COLLECTED DATA:
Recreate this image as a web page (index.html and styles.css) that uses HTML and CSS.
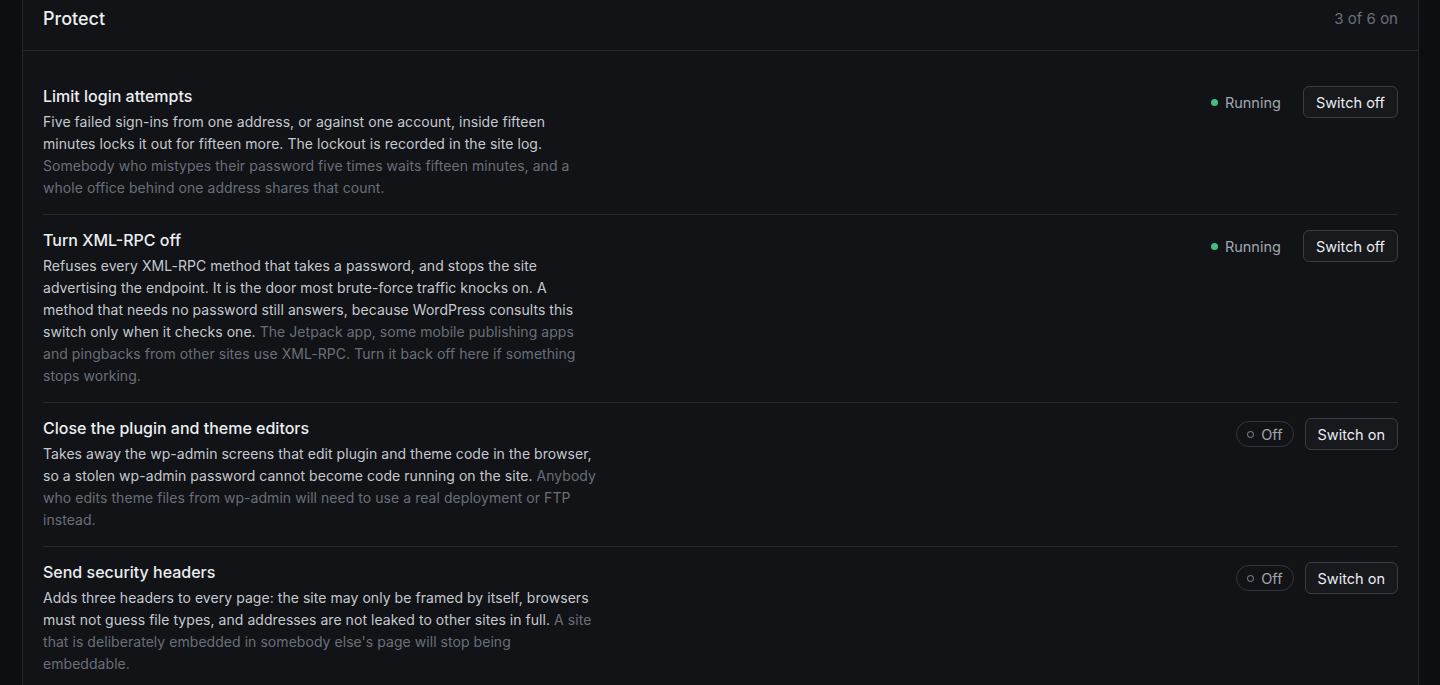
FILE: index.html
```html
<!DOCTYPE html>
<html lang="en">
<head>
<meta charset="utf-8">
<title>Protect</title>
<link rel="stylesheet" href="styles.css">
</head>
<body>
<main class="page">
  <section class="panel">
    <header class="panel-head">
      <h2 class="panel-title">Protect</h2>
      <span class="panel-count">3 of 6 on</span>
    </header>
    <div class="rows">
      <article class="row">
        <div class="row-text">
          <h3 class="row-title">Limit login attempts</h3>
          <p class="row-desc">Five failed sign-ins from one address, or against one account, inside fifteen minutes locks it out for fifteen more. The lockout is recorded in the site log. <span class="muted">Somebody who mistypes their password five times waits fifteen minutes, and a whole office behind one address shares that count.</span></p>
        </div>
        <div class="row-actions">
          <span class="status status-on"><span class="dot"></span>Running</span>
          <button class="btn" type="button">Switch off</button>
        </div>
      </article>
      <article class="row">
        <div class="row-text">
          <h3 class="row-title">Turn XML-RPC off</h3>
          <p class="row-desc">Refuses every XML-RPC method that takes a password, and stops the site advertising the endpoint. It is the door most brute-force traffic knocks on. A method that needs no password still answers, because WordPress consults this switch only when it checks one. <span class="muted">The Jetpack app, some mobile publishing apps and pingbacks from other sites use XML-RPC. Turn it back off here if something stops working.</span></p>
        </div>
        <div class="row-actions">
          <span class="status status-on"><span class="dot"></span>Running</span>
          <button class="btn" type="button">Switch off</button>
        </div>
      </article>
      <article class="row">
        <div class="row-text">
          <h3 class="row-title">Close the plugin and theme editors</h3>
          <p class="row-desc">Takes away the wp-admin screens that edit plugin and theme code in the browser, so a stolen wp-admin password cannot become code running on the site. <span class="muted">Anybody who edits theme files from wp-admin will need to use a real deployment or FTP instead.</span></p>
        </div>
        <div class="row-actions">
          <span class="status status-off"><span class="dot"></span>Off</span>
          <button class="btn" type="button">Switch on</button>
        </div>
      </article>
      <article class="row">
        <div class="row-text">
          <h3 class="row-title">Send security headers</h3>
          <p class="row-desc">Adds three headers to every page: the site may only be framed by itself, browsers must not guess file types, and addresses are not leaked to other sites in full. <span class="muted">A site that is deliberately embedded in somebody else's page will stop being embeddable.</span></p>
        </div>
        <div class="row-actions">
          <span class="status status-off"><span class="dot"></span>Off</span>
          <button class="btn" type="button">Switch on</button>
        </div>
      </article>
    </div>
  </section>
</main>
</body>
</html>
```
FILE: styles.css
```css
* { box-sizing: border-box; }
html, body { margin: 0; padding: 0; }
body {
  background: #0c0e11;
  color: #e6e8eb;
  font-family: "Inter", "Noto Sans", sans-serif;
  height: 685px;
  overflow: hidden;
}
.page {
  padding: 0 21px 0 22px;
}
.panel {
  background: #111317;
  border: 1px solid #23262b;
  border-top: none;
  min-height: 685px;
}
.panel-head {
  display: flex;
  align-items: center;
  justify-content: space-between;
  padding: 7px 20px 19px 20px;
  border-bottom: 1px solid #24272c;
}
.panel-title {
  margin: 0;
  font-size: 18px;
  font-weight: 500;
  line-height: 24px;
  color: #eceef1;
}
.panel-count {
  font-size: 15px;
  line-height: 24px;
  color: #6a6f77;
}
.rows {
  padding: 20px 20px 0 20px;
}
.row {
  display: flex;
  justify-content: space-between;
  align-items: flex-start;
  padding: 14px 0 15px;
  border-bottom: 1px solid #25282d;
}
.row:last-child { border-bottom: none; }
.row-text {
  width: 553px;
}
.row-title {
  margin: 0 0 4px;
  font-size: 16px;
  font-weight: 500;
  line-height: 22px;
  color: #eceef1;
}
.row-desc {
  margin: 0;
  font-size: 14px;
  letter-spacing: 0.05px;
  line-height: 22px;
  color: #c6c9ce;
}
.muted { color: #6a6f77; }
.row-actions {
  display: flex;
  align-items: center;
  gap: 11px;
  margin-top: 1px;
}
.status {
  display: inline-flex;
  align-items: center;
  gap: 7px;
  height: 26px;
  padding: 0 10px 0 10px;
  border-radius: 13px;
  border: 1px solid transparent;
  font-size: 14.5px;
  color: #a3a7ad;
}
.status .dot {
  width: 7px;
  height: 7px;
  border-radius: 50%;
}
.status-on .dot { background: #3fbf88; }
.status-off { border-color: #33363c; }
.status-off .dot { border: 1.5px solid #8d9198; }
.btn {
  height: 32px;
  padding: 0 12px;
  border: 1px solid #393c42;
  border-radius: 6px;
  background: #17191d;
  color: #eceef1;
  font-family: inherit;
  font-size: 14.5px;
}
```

WORK TO BE COMPLETED:
Make an exact reproduction of the listing above, without any pictures.

WRITTEN RESPONSE:
Recreate this image as a web page (index.html and styles.css) that uses HTML and CSS.
FILE: index.html
```html
<!DOCTYPE html>
<html lang="en">
<head>
<meta charset="utf-8">
<title>Protect</title>
<link rel="stylesheet" href="styles.css">
</head>
<body>
<main class="page">
  <section class="panel">
    <header class="panel-head">
      <h2 class="panel-title">Protect</h2>
      <span class="panel-count">3 of 6 on</span>
    </header>
    <div class="rows">
      <article class="row">
        <div class="row-text">
          <h3 class="row-title">Limit login attempts</h3>
          <p class="row-desc">Five failed sign-ins from one address, or against one account, inside fifteen minutes locks it out for fifteen more. The lockout is recorded in the site log. <span class="muted">Somebody who mistypes their password five times waits fifteen minutes, and a whole office behind one address shares that count.</span></p>
        </div>
        <div class="row-actions">
          <span class="status status-on"><span class="dot"></span>Running</span>
          <button class="btn" type="button">Switch off</button>
        </div>
      </article>
      <article class="row">
        <div class="row-text">
          <h3 class="row-title">Turn XML-RPC off</h3>
          <p class="row-desc">Refuses every XML-RPC method that takes a password, and stops the site advertising the endpoint. It is the door most brute-force traffic knocks on. A method that needs no password still answers, because WordPress consults this switch only when it checks one. <span class="muted">The Jetpack app, some mobile publishing apps and pingbacks from other sites use XML-RPC. Turn it back off here if something stops working.</span></p>
        </div>
        <div class="row-actions">
          <span class="status status-on"><span class="dot"></span>Running</span>
          <button class="btn" type="button">Switch off</button>
        </div>
      </article>
      <article class="row">
        <div class="row-text">
          <h3 class="row-title">Close the plugin and theme editors</h3>
          <p class="row-desc">Takes away the wp-admin screens that edit plugin and theme code in the browser, so a stolen wp-admin password cannot become code running on the site. <span class="muted">Anybody who edits theme files from wp-admin will need to use a real deployment or FTP instead.</span></p>
        </div>
        <div class="row-actions">
          <span class="status status-off"><span class="dot"></span>Off</span>
          <button class="btn" type="button">Switch on</button>
        </div>
      </article>
      <article class="row">
        <div class="row-text">
          <h3 class="row-title">Send security headers</h3>
          <p class="row-desc">Adds three headers to every page: the site may only be framed by itself, browsers must not guess file types, and addresses are not leaked to other sites in full. <span class="muted">A site that is deliberately embedded in somebody else's page will stop being embeddable.</span></p>
        </div>
        <div class="row-actions">
          <span class="status status-off"><span class="dot"></span>Off</span>
          <button class="btn" type="button">Switch on</button>
        </div>
      </article>
    </div>
  </section>
</main>
</body>
</html>
```
FILE: styles.css
```css
* { box-sizing: border-box; }
html, body { margin: 0; padding: 0; }
body {
  background: #0c0e11;
  color: #e6e8eb;
  font-family: "Inter", "Noto Sans", sans-serif;
  height: 685px;
  overflow: hidden;
}
.page {
  padding: 0 21px 0 22px;
}
.panel {
  background: #111317;
  border: 1px solid #23262b;
  border-top: none;
  min-height: 685px;
}
.panel-head {
  display: flex;
  align-items: center;
  justify-content: space-between;
  padding: 7px 20px 19px 20px;
  border-bottom: 1px solid #24272c;
}
.panel-title {
  margin: 0;
  font-size: 18px;
  font-weight: 500;
  line-height: 24px;
  color: #eceef1;
}
.panel-count {
  font-size: 15px;
  line-height: 24px;
  color: #6a6f77;
}
.rows {
  padding: 20px 20px 0 20px;
}
.row {
  display: flex;
  justify-content: space-between;
  align-items: flex-start;
  padding: 14px 0 15px;
  border-bottom: 1px solid #25282d;
}
.row:last-child { border-bottom: none; }
.row-text {
  width: 553px;
}
.row-title {
  margin: 0 0 4px;
  font-size: 16px;
  font-weight: 500;
  line-height: 22px;
  color: #eceef1;
}
.row-desc {
  margin: 0;
  font-size: 14px;
  letter-spacing: 0.05px;
  line-height: 22px;
  color: #c6c9ce;
}
.muted { color: #6a6f77; }
.row-actions {
  display: flex;
  align-items: center;
  gap: 11px;
  margin-top: 1px;
}
.status {
  display: inline-flex;
  align-items: center;
  gap: 7px;
  height: 26px;
  padding: 0 10px 0 10px;
  border-radius: 13px;
  border: 1px solid transparent;
  font-size: 14.5px;
  color: #a3a7ad;
}
.status .dot {
  width: 7px;
  height: 7px;
  border-radius: 50%;
}
.status-on .dot { background: #3fbf88; }
.status-off { border-color: #33363c; }
.status-off .dot { border: 1.5px solid #8d9198; }
.btn {
  height: 32px;
  padding: 0 12px;
  border: 1px solid #393c42;
  border-radius: 6px;
  background: #17191d;
  color: #eceef1;
  font-family: inherit;
  font-size: 14.5px;
}
```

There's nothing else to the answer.